▶ [Provided information]
^^^^

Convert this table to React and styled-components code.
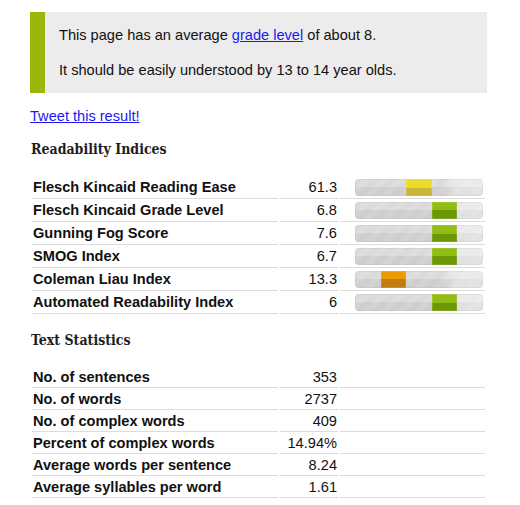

^^^^

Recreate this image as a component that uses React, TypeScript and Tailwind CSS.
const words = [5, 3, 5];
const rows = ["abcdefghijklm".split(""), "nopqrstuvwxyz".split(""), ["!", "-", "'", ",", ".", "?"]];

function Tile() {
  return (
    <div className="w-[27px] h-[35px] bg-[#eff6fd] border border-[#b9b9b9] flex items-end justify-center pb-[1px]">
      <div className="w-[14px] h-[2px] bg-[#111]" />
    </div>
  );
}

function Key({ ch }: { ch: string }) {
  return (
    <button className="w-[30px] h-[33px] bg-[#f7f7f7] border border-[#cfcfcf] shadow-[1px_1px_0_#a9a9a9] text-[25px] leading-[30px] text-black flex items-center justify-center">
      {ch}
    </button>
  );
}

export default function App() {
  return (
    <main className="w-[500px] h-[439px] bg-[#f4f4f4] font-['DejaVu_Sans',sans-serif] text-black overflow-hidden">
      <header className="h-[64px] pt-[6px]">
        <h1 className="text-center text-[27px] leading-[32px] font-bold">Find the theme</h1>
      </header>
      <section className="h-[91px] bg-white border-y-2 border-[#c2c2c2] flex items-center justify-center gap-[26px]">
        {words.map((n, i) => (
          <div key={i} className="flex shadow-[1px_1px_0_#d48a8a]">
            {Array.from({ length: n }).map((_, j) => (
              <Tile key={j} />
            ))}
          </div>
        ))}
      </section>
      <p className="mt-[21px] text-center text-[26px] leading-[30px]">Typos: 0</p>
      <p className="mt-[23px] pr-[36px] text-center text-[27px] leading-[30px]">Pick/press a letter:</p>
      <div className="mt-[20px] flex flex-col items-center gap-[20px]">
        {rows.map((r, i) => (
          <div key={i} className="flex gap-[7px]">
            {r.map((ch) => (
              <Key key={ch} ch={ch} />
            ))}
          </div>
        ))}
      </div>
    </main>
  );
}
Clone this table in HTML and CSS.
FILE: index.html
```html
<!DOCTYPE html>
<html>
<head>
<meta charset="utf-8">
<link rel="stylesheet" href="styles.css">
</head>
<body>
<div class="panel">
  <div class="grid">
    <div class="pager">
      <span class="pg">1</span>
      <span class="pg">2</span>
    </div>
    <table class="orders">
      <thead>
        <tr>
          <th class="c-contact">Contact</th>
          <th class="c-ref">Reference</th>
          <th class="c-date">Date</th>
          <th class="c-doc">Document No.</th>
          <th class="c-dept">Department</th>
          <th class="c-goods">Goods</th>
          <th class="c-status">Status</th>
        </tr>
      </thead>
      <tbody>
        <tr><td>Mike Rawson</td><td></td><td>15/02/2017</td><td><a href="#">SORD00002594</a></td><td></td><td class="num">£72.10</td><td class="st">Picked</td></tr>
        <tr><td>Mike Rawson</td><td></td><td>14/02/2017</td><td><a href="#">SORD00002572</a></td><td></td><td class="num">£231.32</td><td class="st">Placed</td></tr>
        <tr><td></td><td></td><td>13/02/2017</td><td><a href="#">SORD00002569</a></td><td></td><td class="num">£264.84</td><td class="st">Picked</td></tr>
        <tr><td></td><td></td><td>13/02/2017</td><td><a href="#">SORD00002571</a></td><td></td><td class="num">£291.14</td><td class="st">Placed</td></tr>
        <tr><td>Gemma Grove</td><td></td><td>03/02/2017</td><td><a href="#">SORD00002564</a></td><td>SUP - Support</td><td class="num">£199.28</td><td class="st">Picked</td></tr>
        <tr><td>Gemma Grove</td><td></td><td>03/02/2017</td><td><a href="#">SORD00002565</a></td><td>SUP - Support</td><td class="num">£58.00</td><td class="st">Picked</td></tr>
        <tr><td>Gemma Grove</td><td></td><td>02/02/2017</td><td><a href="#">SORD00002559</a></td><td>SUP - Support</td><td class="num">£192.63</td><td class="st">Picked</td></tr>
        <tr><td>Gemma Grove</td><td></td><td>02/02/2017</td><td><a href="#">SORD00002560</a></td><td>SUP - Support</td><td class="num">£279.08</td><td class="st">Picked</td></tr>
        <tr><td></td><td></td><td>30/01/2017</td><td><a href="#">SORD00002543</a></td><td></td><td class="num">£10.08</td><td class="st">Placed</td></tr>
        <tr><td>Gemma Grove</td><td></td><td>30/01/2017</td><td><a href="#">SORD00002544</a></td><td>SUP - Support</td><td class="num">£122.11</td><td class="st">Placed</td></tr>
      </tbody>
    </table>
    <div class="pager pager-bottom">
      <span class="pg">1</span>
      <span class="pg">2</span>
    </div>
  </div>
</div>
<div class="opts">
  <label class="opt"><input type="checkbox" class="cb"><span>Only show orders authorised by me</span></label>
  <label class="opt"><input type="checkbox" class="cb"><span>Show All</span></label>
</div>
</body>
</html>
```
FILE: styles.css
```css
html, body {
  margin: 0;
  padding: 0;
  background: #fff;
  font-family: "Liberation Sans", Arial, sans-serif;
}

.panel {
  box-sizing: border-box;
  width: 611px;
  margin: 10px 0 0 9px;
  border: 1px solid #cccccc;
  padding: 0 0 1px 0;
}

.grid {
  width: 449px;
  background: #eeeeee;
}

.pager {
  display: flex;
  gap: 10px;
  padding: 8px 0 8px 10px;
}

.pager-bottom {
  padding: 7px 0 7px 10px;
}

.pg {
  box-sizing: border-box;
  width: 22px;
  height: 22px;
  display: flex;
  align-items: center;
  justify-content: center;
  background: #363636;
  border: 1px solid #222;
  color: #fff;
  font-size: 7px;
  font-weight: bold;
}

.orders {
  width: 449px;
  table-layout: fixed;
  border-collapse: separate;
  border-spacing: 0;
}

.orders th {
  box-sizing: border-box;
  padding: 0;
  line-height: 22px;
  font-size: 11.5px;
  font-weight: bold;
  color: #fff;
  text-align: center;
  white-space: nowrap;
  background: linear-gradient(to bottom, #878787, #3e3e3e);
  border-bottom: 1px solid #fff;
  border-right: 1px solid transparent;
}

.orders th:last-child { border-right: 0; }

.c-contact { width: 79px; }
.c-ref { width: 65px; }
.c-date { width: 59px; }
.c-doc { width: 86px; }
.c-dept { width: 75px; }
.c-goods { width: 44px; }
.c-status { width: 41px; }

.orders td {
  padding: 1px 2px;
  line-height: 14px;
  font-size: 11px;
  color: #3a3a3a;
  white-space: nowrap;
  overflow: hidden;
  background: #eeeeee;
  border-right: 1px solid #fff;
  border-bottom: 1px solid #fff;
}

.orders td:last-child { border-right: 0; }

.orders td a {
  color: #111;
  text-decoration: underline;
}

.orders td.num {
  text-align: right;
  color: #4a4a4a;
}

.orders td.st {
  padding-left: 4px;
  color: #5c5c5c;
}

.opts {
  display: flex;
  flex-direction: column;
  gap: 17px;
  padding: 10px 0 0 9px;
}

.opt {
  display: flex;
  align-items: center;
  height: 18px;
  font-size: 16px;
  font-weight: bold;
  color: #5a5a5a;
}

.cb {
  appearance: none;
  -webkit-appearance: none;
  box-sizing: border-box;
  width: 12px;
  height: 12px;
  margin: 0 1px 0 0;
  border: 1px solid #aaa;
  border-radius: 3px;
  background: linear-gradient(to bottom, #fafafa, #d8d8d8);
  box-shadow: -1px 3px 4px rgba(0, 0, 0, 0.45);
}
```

^^^^

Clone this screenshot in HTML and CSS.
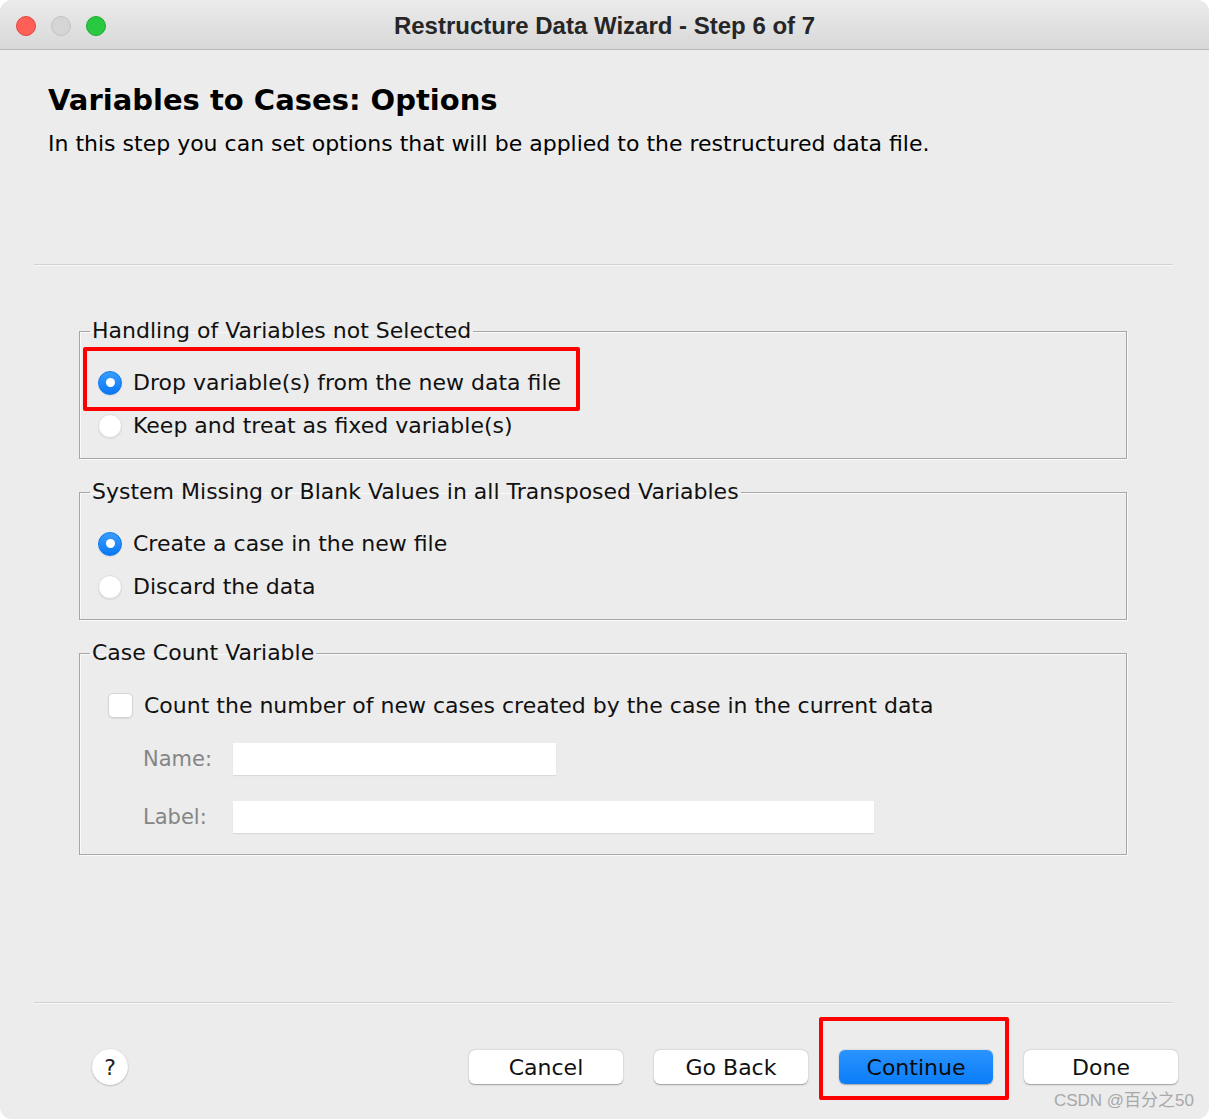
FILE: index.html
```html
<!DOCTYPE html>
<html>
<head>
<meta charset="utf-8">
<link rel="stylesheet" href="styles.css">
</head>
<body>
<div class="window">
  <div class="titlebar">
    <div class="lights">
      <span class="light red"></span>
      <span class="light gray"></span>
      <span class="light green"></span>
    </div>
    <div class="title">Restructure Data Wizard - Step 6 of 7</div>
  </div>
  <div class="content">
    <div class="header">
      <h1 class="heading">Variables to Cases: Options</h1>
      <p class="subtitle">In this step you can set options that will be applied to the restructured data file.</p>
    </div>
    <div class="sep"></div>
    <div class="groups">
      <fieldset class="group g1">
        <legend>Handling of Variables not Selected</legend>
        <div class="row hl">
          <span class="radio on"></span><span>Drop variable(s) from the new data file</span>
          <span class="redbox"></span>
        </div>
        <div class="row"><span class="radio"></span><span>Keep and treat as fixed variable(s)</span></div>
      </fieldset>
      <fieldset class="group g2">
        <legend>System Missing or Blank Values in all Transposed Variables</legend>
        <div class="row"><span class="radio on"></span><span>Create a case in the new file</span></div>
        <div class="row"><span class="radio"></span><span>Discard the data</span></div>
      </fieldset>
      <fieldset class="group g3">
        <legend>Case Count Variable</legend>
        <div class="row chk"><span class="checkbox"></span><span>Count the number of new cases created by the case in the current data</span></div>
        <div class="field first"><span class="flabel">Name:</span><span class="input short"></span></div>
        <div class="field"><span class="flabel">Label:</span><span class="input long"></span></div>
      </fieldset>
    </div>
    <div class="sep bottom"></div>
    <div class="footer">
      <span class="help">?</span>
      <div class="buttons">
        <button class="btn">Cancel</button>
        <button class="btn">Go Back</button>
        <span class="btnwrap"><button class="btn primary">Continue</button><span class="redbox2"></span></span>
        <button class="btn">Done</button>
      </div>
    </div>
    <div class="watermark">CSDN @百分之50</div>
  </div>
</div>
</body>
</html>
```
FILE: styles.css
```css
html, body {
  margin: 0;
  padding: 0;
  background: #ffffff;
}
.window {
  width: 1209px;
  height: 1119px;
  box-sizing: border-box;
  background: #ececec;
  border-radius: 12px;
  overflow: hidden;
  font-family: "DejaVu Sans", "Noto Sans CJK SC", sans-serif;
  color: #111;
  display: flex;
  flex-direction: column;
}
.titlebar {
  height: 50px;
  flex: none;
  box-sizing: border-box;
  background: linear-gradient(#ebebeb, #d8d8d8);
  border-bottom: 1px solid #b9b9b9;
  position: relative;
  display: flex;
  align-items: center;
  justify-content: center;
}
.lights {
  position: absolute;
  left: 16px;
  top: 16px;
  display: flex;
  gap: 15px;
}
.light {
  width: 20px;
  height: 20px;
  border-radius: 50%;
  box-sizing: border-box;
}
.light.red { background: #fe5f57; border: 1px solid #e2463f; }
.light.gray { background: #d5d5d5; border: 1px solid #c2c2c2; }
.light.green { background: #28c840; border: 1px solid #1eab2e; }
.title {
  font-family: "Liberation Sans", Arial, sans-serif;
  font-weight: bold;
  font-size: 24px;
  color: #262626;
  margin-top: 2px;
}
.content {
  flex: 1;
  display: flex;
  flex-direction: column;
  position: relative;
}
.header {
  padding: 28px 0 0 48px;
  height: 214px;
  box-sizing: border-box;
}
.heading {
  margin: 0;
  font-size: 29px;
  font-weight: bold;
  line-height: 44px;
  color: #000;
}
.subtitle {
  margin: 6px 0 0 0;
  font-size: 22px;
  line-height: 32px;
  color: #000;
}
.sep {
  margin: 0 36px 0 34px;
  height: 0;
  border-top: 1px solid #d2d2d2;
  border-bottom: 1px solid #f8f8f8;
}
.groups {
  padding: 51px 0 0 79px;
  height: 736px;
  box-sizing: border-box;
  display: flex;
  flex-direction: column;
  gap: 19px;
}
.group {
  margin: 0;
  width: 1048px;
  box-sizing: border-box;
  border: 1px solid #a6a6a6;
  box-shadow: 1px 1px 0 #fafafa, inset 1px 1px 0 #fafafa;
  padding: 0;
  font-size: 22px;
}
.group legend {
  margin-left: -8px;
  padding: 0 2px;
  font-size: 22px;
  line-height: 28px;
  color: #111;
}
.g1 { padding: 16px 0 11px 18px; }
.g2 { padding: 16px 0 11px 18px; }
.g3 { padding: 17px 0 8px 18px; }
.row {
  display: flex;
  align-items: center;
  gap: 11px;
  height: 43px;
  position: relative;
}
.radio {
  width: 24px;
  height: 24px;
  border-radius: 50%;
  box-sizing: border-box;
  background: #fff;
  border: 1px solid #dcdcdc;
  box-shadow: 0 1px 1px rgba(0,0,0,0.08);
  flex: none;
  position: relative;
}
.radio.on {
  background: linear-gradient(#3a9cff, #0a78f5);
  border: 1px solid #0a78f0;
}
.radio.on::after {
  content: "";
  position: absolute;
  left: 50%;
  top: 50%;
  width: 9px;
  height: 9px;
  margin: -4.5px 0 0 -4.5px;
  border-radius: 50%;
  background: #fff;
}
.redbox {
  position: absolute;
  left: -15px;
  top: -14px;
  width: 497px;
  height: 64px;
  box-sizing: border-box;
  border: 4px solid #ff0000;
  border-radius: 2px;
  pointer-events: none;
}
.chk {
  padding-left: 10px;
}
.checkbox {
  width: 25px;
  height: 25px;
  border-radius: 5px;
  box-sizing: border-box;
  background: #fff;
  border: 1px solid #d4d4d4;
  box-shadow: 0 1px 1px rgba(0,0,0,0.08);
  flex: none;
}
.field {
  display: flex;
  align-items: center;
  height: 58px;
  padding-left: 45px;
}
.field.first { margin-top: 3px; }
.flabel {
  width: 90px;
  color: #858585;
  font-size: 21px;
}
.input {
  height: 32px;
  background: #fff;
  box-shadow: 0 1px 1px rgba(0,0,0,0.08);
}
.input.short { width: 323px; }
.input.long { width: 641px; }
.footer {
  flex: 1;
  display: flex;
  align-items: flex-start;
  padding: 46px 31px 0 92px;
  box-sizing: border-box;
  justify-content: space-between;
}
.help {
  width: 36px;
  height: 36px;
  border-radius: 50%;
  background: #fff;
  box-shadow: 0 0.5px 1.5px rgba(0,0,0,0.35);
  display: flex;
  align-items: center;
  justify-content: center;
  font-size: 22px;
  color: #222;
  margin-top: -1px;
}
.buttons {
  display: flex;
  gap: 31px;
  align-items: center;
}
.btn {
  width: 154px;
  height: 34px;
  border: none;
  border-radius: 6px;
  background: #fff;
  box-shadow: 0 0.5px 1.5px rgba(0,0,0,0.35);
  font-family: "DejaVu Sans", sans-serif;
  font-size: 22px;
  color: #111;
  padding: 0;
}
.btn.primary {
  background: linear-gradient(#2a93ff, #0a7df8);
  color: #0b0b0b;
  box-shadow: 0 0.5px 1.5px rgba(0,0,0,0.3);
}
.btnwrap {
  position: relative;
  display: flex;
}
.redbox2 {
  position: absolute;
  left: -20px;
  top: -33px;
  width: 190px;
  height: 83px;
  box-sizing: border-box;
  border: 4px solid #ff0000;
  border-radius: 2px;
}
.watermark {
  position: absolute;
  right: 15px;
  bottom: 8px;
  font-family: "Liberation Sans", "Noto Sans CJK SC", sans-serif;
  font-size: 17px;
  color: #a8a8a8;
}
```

^^^^

▶ [Work to do]
Of the lines in the entries, how many include the word "that"? State only the number.

▶ [Finished exercise]
2